Leyenda e historia en Florencia
Aplanar las aceras de Florencia, donde cada piedra tiene una leyenda, es un incentivo singular
Por fin pude dedicar un mes a vivir y soñar en esa misteriosa ciudad, crisol de los más grandes escultores, pintores, arquitectos, escritores, poetas, eclesiásticos e impostores del Renacimiento. Previamente, fueron insuficientes las cortas visitas que sólo me dejaban una visión cosmética de los vastos tesoros que guarda la ciudad. Con la obra de Jacques Heers sobre el clan de los Médicis bajo el brazo, repasé la vida cotidiana de los florentinos de 1.200 a 1.500, asombrándome cómo pudieron crear tanta belleza, mientras al mismo tiempo se batían en luchas intestinas sin cuartel, sea entre güelfos y gibelinos o simplemente entre las diversas facciones de las grandes familias, en su combate inmisericorde por el control del poder político y económico. En ese ambiente surgen los Médicis, cuya ascensión, grandeza y decadencia marcan un agitado itinerario, que de crasos mercaderes los convierte en banqueros de Europa y príncipes, sin título de Florencia, incluyendo, además, la conquista de la silla de San Pedro en tres ocasiones.
Las reciprocas vendettas indefectiblemente saqueaban y hasta incendiaban los palacios enemigos, y sus propietarios, si se salvaban de ser masacrados, eran condenados por largos años al exilio. Pero ni los excesos más radicales pudieron acabar con todo. Recorrer el Palacio de los Médicis lo demuestra, pues, desprovisto de mobiliario de origen, con las paredes desnudas, tercamente conserva esplendidos techos con escenas sacras, así como los graves rostros de los tiranuelos de turno. La Capilla Medici, adyacente a San Lorenzo, en cambio quedó casi intacta. Allí se contempla el retrato de León X, el papa Medici que mitigó las penurias financieras del Vaticano, vendiendo indulgencias, por centenas, a través de Függer, su banquero alemán.
Nota discordante, como siempre, son las vías del casco antiguo tomadas por turistas que hoy, nutridos por el best seller de Dan Brown Inferno, buscan afanosamente la modesta iglesia medioeval donde está sepultada Beatriz Portinari, la musa que inspiró al divino Dante. El sol toscano me calentaba agradablemente en los jardines de Boboli, durante las pausas para volver a escudriñar los salones repletos de óleos, en los muros y tumbados de las salas de la galería Pitti, que al igual que el Palazzo Vecchio o la Uffizi, ofrece obras para varios días de estudio.

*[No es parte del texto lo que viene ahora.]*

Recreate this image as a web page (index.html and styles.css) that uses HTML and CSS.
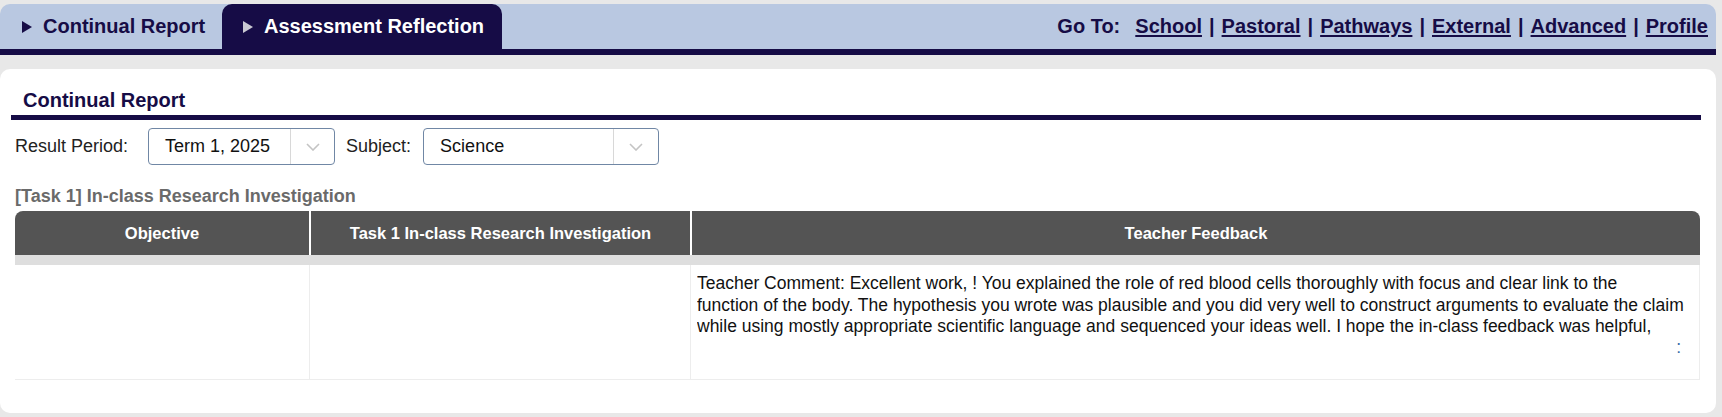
FILE: index.html
```html
<!DOCTYPE html>
<html lang="en">
<head>
<meta charset="utf-8">
<title>Continual Report</title>
<link rel="stylesheet" href="styles.css">
</head>
<body>
<div class="page">
  <nav class="topbar">
    <a class="tab tab-first"><span class="tri"></span><span class="tab-label">Continual Report</span></a>
    <a class="tab tab-active"><span class="tri"></span><span class="tab-label">Assessment Reflection</span></a>
    <div class="goto">
      <span class="goto-label">Go To:</span>
      <a class="goto-link">School</a><span class="sep">|</span><a class="goto-link">Pastoral</a><span class="sep">|</span><a class="goto-link">Pathways</a><span class="sep">|</span><a class="goto-link">External</a><span class="sep">|</span><a class="goto-link">Advanced</a><span class="sep">|</span><a class="goto-link">Profile</a>
    </div>
  </nav>

  <main class="panel">
    <h2 class="panel-title">Continual Report</h2>

    <div class="filters">
      <span class="filter-label first">Result Period:</span>
      <div class="select select-period">
        <span class="select-value">Term 1, 2025</span>
        <span class="select-arrow"><svg width="14" height="8" viewBox="0 0 14 8"><polyline points="1,1 7,7 13,1" fill="none" stroke="#c4c4c4" stroke-width="1.6"/></svg></span>
      </div>
      <span class="filter-label">Subject:</span>
      <div class="select select-subject">
        <span class="select-value">Science</span>
        <span class="select-arrow"><svg width="14" height="8" viewBox="0 0 14 8"><polyline points="1,1 7,7 13,1" fill="none" stroke="#c4c4c4" stroke-width="1.6"/></svg></span>
      </div>
    </div>

    <div class="task-title">[Task 1] In-class Research Investigation</div>

    <div class="grid">
      <div class="th th-left">Objective</div>
      <div class="th">Task 1 In-class Research Investigation</div>
      <div class="th th-right">Teacher Feedback</div>
      <div class="band"></div>
      <div class="td td-first"></div>
      <div class="td"></div>
      <div class="td td-feedback">
        <div class="fb-clip">
          <p class="fb-text">Teacher Comment: Excellent work, ! You explained the role of red blood cells thoroughly with focus and clear link to the<br>function of the body. The hypothesis you wrote was plausible and you did very well to construct arguments to evaluate the claim<br>while using mostly appropriate scientific language and sequenced your ideas well. I hope the in-class feedback was helpful,</p>
          <div class="fb-more"><span class="fb-colon">:</span></div>
          <p class="fb-next">Your next move: aim to use more precise vocabulary in your answers</p>
        </div>
      </div>
    </div>
  </main>
</div>
</body>
</html>
```

FILE: styles.css
```css
html, body {
  margin: 0;
  padding: 0;
  background: #e8e8e8;
}

body {
  font-family: "Liberation Sans", Arial, sans-serif;
  color: #111;
}

.page {
  width: 1716px;
  padding-top: 4px;
}

/* ---------- top navigation ---------- */
.topbar {
  display: flex;
  align-items: stretch;
  height: 45px;
  background: #b9c8e1;
  border-bottom: 6px solid #160c46;
  border-radius: 10px 10px 0 0;
}

.tab {
  display: flex;
  align-items: center;
  box-sizing: border-box;
  font-size: 20px;
  font-weight: bold;
  color: #160c46;
  text-decoration: none;
}

.tab-first {
  width: 222px;
  padding-left: 22px;
}

.tab-active {
  width: 280px;
  padding-left: 21px;
  background: #160c46;
  color: #fff;
  border-radius: 10px 10px 0 0;
}

.tri {
  display: inline-block;
  width: 0;
  height: 0;
  border-left: 10px solid #160c46;
  border-top: 6px solid transparent;
  border-bottom: 6px solid transparent;
  margin-right: 11px;
}

.tab-active .tri {
  border-left-color: #c9c9d2;
  margin-right: 11px;
}

.goto {
  margin-left: auto;
  padding-right: 8px;
  display: flex;
  align-items: center;
  font-size: 20px;
  font-weight: bold;
  color: #160c46;
}

.goto-label {
  margin-right: 15px;
}

.goto-link {
  color: #160c46;
  text-decoration: underline;
  text-underline-offset: 2px;
}

.sep {
  margin: 0 7px;
}

/* ---------- panel ---------- */
.panel {
  margin-top: 14px;
  background: #fff;
  border-radius: 10px;
  padding: 19px 16px 33px 15px;
}

.panel-title {
  margin: 0 -1px 0 -4px;
  padding: 0 0 3px 12px;
  font-size: 20px;
  line-height: 24px;
  font-weight: bold;
  color: #160c46;
  border-bottom: 5px solid #160c46;
}

.filters {
  display: flex;
  align-items: center;
  margin-top: 8px;
  height: 37px;
  font-size: 18px;
}

.filter-label {
  color: #222;
  margin: 0 12px 0 11px;
}

.filter-label.first {
  margin-left: 0;
  margin-right: 20px;
}

.select {
  display: flex;
  align-items: stretch;
  box-sizing: border-box;
  height: 37px;
  border: 1px solid #7087a5;
  border-radius: 4px;
  background: #fff;
}

.select-period { width: 187px; }
.select-subject { width: 236px; }

.select-value {
  flex: 1;
  display: flex;
  align-items: center;
  padding-left: 16px;
  color: #111;
}

.select-arrow {
  width: 43px;
  display: flex;
  align-items: center;
  justify-content: center;
  border-left: 1px solid #d8d8d8;
}

.select-subject .select-arrow { width: 44px; }

.task-title {
  margin-top: 20px;
  font-size: 18px;
  line-height: 22px;
  font-weight: bold;
  color: #6a6a6a;
}

/* ---------- table ---------- */
.grid {
  margin-top: 4px;
  display: grid;
  grid-template-columns: 294px 381px 1fr;
}

.th {
  height: 44px;
  display: flex;
  align-items: center;
  justify-content: center;
  background: #545454;
  color: #fff;
  font-size: 16.5px;
  font-weight: bold;
  border-left: 2px solid #fff;
}

.th-left {
  border-left: none;
  border-top-left-radius: 8px;
}

.th-right {
  border-top-right-radius: 8px;
}

.band {
  grid-column: 1 / -1;
  height: 10px;
  background: #dedede;
}

.td {
  height: 115px;
  box-sizing: border-box;
  border-left: 1px solid #ededed;
  border-bottom: 1px solid #ededed;
}

.td-first {
  border-left: none;
}

.td-feedback {
  border-right: 1px solid #ededed;
  padding: 8px 8px 0 6px;
}

.fb-clip {
  height: 102px;
  overflow: hidden;
  font-size: 17.5px;
  line-height: 21.5px;
  color: #111;
}

.fb-text {
  margin: 0;
  white-space: nowrap;
}

.fb-more {
  height: 21.5px;
  line-height: 18px;
  text-align: right;
  padding-right: 10px;
}

.fb-colon {
  color: #3a6ea8;
}

.fb-next {
  margin: 12.5px 0 0;
  white-space: nowrap;
}
```
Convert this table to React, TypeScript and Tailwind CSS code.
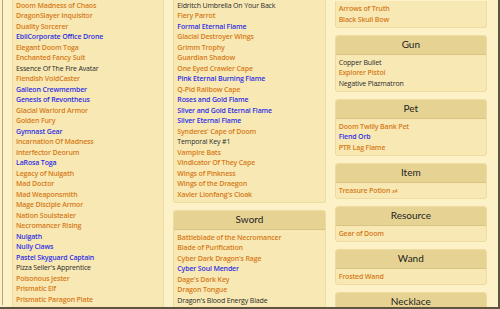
type Tone = "o" | "b" | "k";
type Entry = [string, Tone] | [string, Tone, string];

const toneClass: Record<Tone, string> = {
  o: "text-[#d67a18] font-semibold",
  b: "text-[#2f2fe4] font-semibold",
  k: "text-[#2a2a2a]",
};

const armor: Entry[] = [
  ["Doom Madness of Chaos", "o"],
  ["DragonSlayer Inquisitor", "o"],
  ["Duality Sorcerer", "o"],
  ["EbilCorporate Office Drone", "b"],
  ["Elegant Doom Toga", "o"],
  ["Enchanted Fancy Suit", "o"],
  ["Essence Of The Fire Avatar", "k"],
  ["Fiendish VoidCaster", "o"],
  ["Galleon Crewmember", "b"],
  ["Genesis of Revontheus", "b"],
  ["Glacial Warlord Armor", "o"],
  ["Golden Fury", "o"],
  ["Gymnast Gear", "b"],
  ["Incarnation Of Madness", "o"],
  ["Interfector Deorum", "o"],
  ["LaRosa Toga", "b"],
  ["Legacy of Nulgath", "o"],
  ["Mad Doctor", "o"],
  ["Mad Weaponsmith", "o"],
  ["Mage Disciple Armor", "o"],
  ["Nation Soulstealer", "o"],
  ["Necromancer Rising", "o"],
  ["Nulgath", "b"],
  ["Nully Claws", "b"],
  ["Pastel Skyguard Captain", "b"],
  ["Pizza Seller's Apprentice", "k"],
  ["Poisonous Jester", "o"],
  ["Prismatic Elf", "o"],
  ["Prismatic Paragon Plate", "o"],
];

const cape: Entry[] = [
  ["Eldritch Umbrella On Your Back", "k"],
  ["Fiery Parrot", "o"],
  ["Formal Eternal Flame", "b"],
  ["Glacial Destroyer Wings", "o"],
  ["Grimm Trophy", "o"],
  ["Guardian Shadow", "o"],
  ["One Eyed Crawler Cape", "o"],
  ["Pink Eternal Burning Flame", "b"],
  ["Q-Pid Railbow Cape", "o"],
  ["Roses and Gold Flame", "b"],
  ["Silver and Gold Eternal Flame", "b"],
  ["Silver Eternal Flame", "b"],
  ["Synderes' Cape of Doom", "o"],
  ["Temporal Key #1", "k"],
  ["Vampire Bats", "o"],
  ["Vindicator Of They Cape", "o"],
  ["Wings of Pinkness", "o"],
  ["Wings of the Draegon", "o"],
  ["Xavier Lionfang's Cloak", "o"],
];

const sword: Entry[] = [
  ["Battleblade of the Necromancer", "o"],
  ["Blade of Purification", "o"],
  ["Cyber Dark Dragon's Rage", "o"],
  ["Cyber Soul Mender", "b"],
  ["Dage's Dark Key", "o"],
  ["Dragon Tongue", "o"],
  ["Dragon's Blood Energy Blade", "k"],
];

const bow: Entry[] = [
  ["Arrows of Truth", "o"],
  ["Black Skull Bow", "o"],
];

const sections: { title: string; items: Entry[] }[] = [
  {
    title: "Gun",
    items: [
      ["Copper Bullet", "k"],
      ["Explorer Pistol", "o"],
      ["Negative Plazmatron", "k"],
    ],
  },
  {
    title: "Pet",
    items: [
      ["Doom Twilly Bank Pet", "o"],
      ["Fiend Orb", "b"],
      ["PTR Lag Flame", "o"],
    ],
  },
  { title: "Item", items: [["Treasure Potion", "o", "x4"]] },
  { title: "Resource", items: [["Gear of Doom", "o"]] },
  { title: "Wand", items: [["Frosted Wand", "o"]] },
  { title: "Necklace", items: [] },
];

function Card({ title, items }: { title?: string; items: Entry[] }) {
  return (
    <div
      className={`bg-[#f8e9b4] border border-[#eddb9f] rounded-[3px] overflow-hidden ${
        title ? "" : "border-t-0 rounded-t-none"
      }`}
    >
      {title && (
        <div className="h-[19px] bg-[#e6d394] border-b border-[#d8c483] flex items-center justify-center text-[10px] text-[#1e1e1e] font-['Lato',sans-serif]">
          {title}
        </div>
      )}
      {items.length > 0 && (
        <ul className="pt-[3px] pb-[2px] pl-[3px]">
          {items.map(([name, tone, qty]) => (
            <li
              key={name}
              className={`leading-[10.5px] text-[7px] tracking-[-0.15px] whitespace-nowrap ${toneClass[tone]}`}
            >
              {name}
              {qty && <span className="text-[5px] ml-[2px]">{qty}</span>}
            </li>
          ))}
        </ul>
      )}
    </div>
  );
}

export default function App() {
  return (
    <div className="w-[500px] h-[309px] overflow-hidden bg-[#fdf1c8] pl-[2px] border-r-[2px] border-b-[2px] border-[#5e5540] font-['Open_Sans',sans-serif]">
      <div className="h-full border-l border-[#b5a783] pl-[9px] pr-[11px]">
        <div className="grid grid-cols-3 gap-x-[9px] items-start mt-[-2.25px]">
          <div className="flex flex-col">
            <Card items={armor} />
          </div>
          <div className="flex flex-col gap-[6.5px]">
            <Card items={cape} />
            <Card title="Sword" items={sword} />
          </div>
          <div className="flex flex-col gap-[6.5px] mt-[3.3px]">
            <Card items={bow} />
            {sections.map((s) => (
              <Card key={s.title} title={s.title} items={s.items} />
            ))}
          </div>
        </div>
      </div>
    </div>
  );
}
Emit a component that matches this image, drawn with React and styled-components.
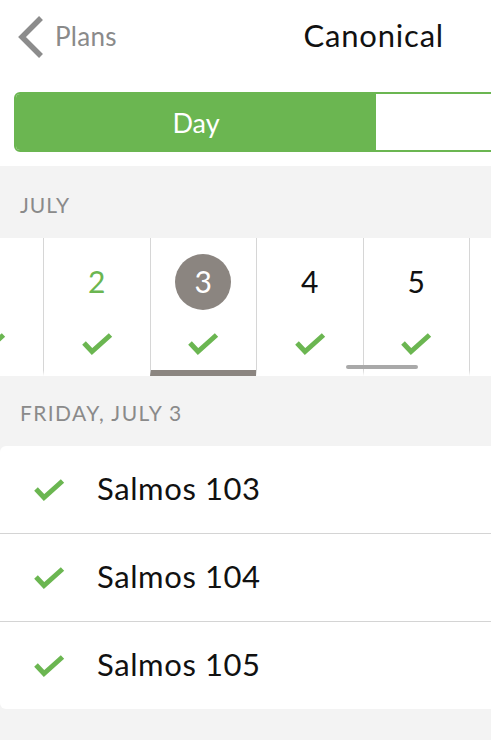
import styled, { createGlobalStyle } from 'styled-components'

const GREEN = '#6bb651'
const GREY_TEXT = '#8a8a8a'
const STONE = '#8b8580'

// the first and last cells are only partly on screen, their numbers are out of view
const days = [
  { n: 1, label: '' },
  { n: 2, label: '2', done: true },
  { n: 3, label: '3', selected: true },
  { n: 4, label: '4' },
  { n: 5, label: '5' },
  { n: 6, label: '' },
]

const readings = ['Salmos 103', 'Salmos 104', 'Salmos 105']

const Check = ({ className }) =>
  <svg className={className} width="32" height="24" viewBox="0 0 32 24" fill="none">
    <polyline points="3,11 11,19.5 29.5,3" stroke={GREEN} strokeWidth="5" strokeLinejoin="miter" />
  </svg>

const App = () =>
  <Page>
    <GlobalStyle />

    <Header>
      <Nav>
        <Back>
          <svg width="30" height="44" viewBox="0 0 30 44" fill="none">
            <polyline points="25,3 6,22 25,41" stroke="#8c8c8c" strokeWidth="5.5" />
          </svg>
          <span>Plans</span>
        </Back>
        <Title>Canonical</Title>
      </Nav>

      <SegmentRow>
        <Segment>
          <SegmentItem active>Day</SegmentItem>
          <SegmentItem />
        </Segment>
      </SegmentRow>
    </Header>

    <SectionLabel>JULY</SectionLabel>

    <Strip>
      <DayTrack>
        {days.map(day =>
          <DayCell key={day.n} selected={day.selected}>
            <DayNumber done={day.done} selected={day.selected}>{day.label}</DayNumber>
            <DayCheck />
          </DayCell>
        )}
      </DayTrack>
      <ScrollThumb />
    </Strip>

    <SectionLabel short>FRIDAY, JULY 3</SectionLabel>

    <ReadingList>
      {readings.map(title =>
        <Reading key={title}>
          <ReadingCheck />
          <ReadingTitle>{title}</ReadingTitle>
        </Reading>
      )}
    </ReadingList>
  </Page>

const GlobalStyle = createGlobalStyle`
  html, body {
    margin: 0;
    padding: 0;
    background: #f3f3f3;
  }

  body {
    font-family: Lato, "Open Sans", sans-serif;
    -webkit-font-smoothing: antialiased;
  }
`

const Page = styled.div`
  width: 491px;
  height: 740px;
  overflow: hidden;
  background: #f3f3f3;
`

const Header = styled.div`
  background: #fff;
`

const Nav = styled.div`
  height: 72px;
  display: flex;
  align-items: center;
  justify-content: space-between;
  padding: 0 47px 0 16px;
`

const Back = styled.div`
  display: flex;
  align-items: center;
  gap: 9px;
  color: ${GREY_TEXT};
  font-size: 26px;
  letter-spacing: 0.3px;

  & > svg {
    margin-top: 1px;
  }
`

const Title = styled.div`
  font-size: 31px;
  letter-spacing: 0.8px;
  color: #111;
  margin-top: -3px;
`

const SegmentRow = styled.div`
  padding: 20px 0 14px 14px;
  overflow: hidden;
`

const Segment = styled.div`
  width: 724px;
  height: 60px;
  box-sizing: border-box;
  display: flex;
  border: 2px solid ${GREEN};
  border-radius: 6px;
  overflow: hidden;
`

const SegmentItem = styled.div`
  flex: 1;
  display: flex;
  align-items: center;
  justify-content: center;
  font-size: 27px;
  color: #fff;
  background: ${props => props.active ? GREEN : '#fff'};
`

const SectionLabel = styled.div`
  height: ${props => props.short ? 70 : 72}px;
  box-sizing: border-box;
  padding: ${props => props.short ? 25 : 27}px 20px 0;
  font-size: 21px;
  letter-spacing: ${props => props.short ? 1.4 : 1}px;
  line-height: 24px;
  color: ${GREY_TEXT};
`

const Strip = styled.div`
  position: relative;
  height: 138px;
  background: #fff;
  overflow: hidden;
`

const DayTrack = styled.div`
  display: flex;
  margin-left: -63.5px;
`

const DayCell = styled.div`
  flex: 0 0 106.5px;
  height: 138px;
  box-sizing: border-box;
  border-left: 1px solid #d6d6d6;
  display: flex;
  flex-direction: column;
  align-items: center;
  padding-top: 16px;
  border-bottom: 6px solid ${props => props.selected ? STONE : 'transparent'};
`

const DayNumber = styled.div`
  width: 56px;
  height: 56px;
  box-sizing: border-box;
  padding-bottom: 3px;
  border-radius: 50%;
  display: flex;
  align-items: center;
  justify-content: center;
  font-size: 30px;
  color: ${props => props.selected ? '#fff' : props.done ? GREEN : '#111'};
  background: ${props => props.selected ? STONE : 'transparent'};
`

const DayCheck = styled(Check)`
  margin-top: 22px;
`

const ScrollThumb = styled.div`
  position: absolute;
  left: 346px;
  top: 127px;
  width: 72px;
  height: 4px;
  border-radius: 2px;
  background: #a9a9a9;
`

const ReadingList = styled.div`
  background: #fff;
  border-radius: 6px 0 0 6px;
`

const Reading = styled.div`
  height: 88px;
  display: flex;
  align-items: center;
  padding-left: 33px;
  border-top: 1px solid #d4d4d4;
  box-sizing: border-box;

  &:first-child {
    border-top: none;
    height: 87px;
  }
`

const ReadingCheck = styled(Check)`
  flex: none;
`

const ReadingTitle = styled.div`
  margin-left: 32px;
  margin-top: -3px;
  font-size: 31px;
  letter-spacing: 0.6px;
  color: #111;
`

export default App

Aplanar las aceras de Florencia, donde cada piedra tiene una leyenda, es un incentivo singular, como encontrar a Benvenuto Cellini sobre el Puente Vecchio, copado por decenas de joyerías que refulgen en oro.
Visitar Siena, ciudad rival de Florencia por largo tiempo, encerrada aún en su kilométrico muro medieval, para admirar su plaza-anfiteatro es de rigor. Pero, en la cercana Lucca, invitarse al aposento familiar de Giacomo Puccini para tocar su piano es transportarse a la Boheme o a Madame Butterfly, óperas que compuso ese hijo del lugar.
Toda Italia ha estado y está, como se sabe, ligada al destino vaticano, por tanto, en momentos en que el papa Francisco trata de retrotraer a la Iglesia a sus primigenios tiempos de comunión con los pobres, relegando el oropel, los lujos y las comodidades terrenales, nos lleva a pensar en Girolamo Savonarola (1452-1498), el dominico rebelde que fustigó sañudamente al papado, quemando todo objeto de vanidad y exigiendo voto de pobreza a la jerarquía romana. El cura llegó a controlar Florencia por un tiempo, pero cayó en desgracia y fue condenado a la hoguera, siendo su cuerpo diezmado, reducido a cenizas que se arrojaron al río Arno, para no dejar reliquia alguna de posterior veneración. Sin embargo, ahora, su estatua de piedra grisácea tiene, desde una coqueta plaza, la mirada puesta en Roma, como para prevenir a Francisco sobre los riesgos que corre en su cruzada de austeridad.